On Medicaid, McAuliffe has lobbied hard for the expansion, billing it as a revenue generator for the state that can fund programs like pre-K education. Cuccinelli ridiculed the notion that Medicaid expansion could be a "funding mechanism for everything [McAuliffe] wants."
Neither Cuccinelli nor McAuliffe would push the Redskins to change their name.
When asked if Virginia schools should be allowed to open before Labor Day, a perennial issue for state politicians, McAuliffe said he would not grant schools exemptions, indicating it would hurt a tourism industry that relies on late-summer family vacations and young student employees.
"The tourism business is too important," McAuliffe said.
Cuccinelli quickly took the opposite position. "Children outrank tourism," he said.
Neither candidate veered far from their planned talking points.
McAuliffe often alluded to his Republican backers and name-dropped popular Democratic U.S. Senator Mark Warner, while Cuccinelli frequently touted his endorsement from an influential Northern Virginia business group.
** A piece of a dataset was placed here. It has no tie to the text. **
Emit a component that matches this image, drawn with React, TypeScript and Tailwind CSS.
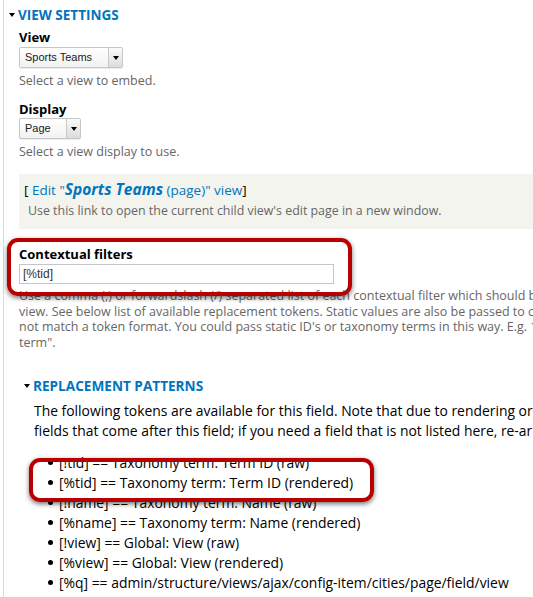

Both sides are closely monitoring how event sponsor Fairfax Chamber of Commerce will weigh in on the race later this week.
With just over a month to go, Cuccinelli faced the daunting task of shifting the dynamics of the race with his performance in the debate, a task he later admitted was difficult in a short debate where candidates had little time to talk on each issue.
His strongest moment came late in the debate when the candidates were asked if they would use the office to advocate for gay marriage. McAuliffe said he was ready to sign legislation that would give same-sex couples those rights. Cuccinelli, while defending his opposition of gay marriage, quickly noted that it would take a constitutional amendment to change Virginia law, which the governor does not sign.
That played into a narrative Cuccinelli continues to emphasize, one that insists McAuliffe doesn't have a grasp of state government.
"He seems to think he gets to decide which laws and which parts of the Virginia Constitution you have to defend," Cuccinelli said.
McAuliffe managed to avoid a major blunder and continued his appeals to female voters skeptical of Cuccinelli.
"There are consequences to this mean-spirited attack on women's health, on gay Virginians," McAuliffe said.
McAuliffe and Cuccinelli will debate for a third and final time Oct. 24 at Virginia Tech. Libertarian candidate Robert Sarvis, who attended the debate but wasn't allowed to participate. Sarvis aired a commercial during an intermission chastising both candidates as undesirable and may get to participate in the next debate if he retains his 10 percent share of the vote. That could shake up this hard-fought race late in the game.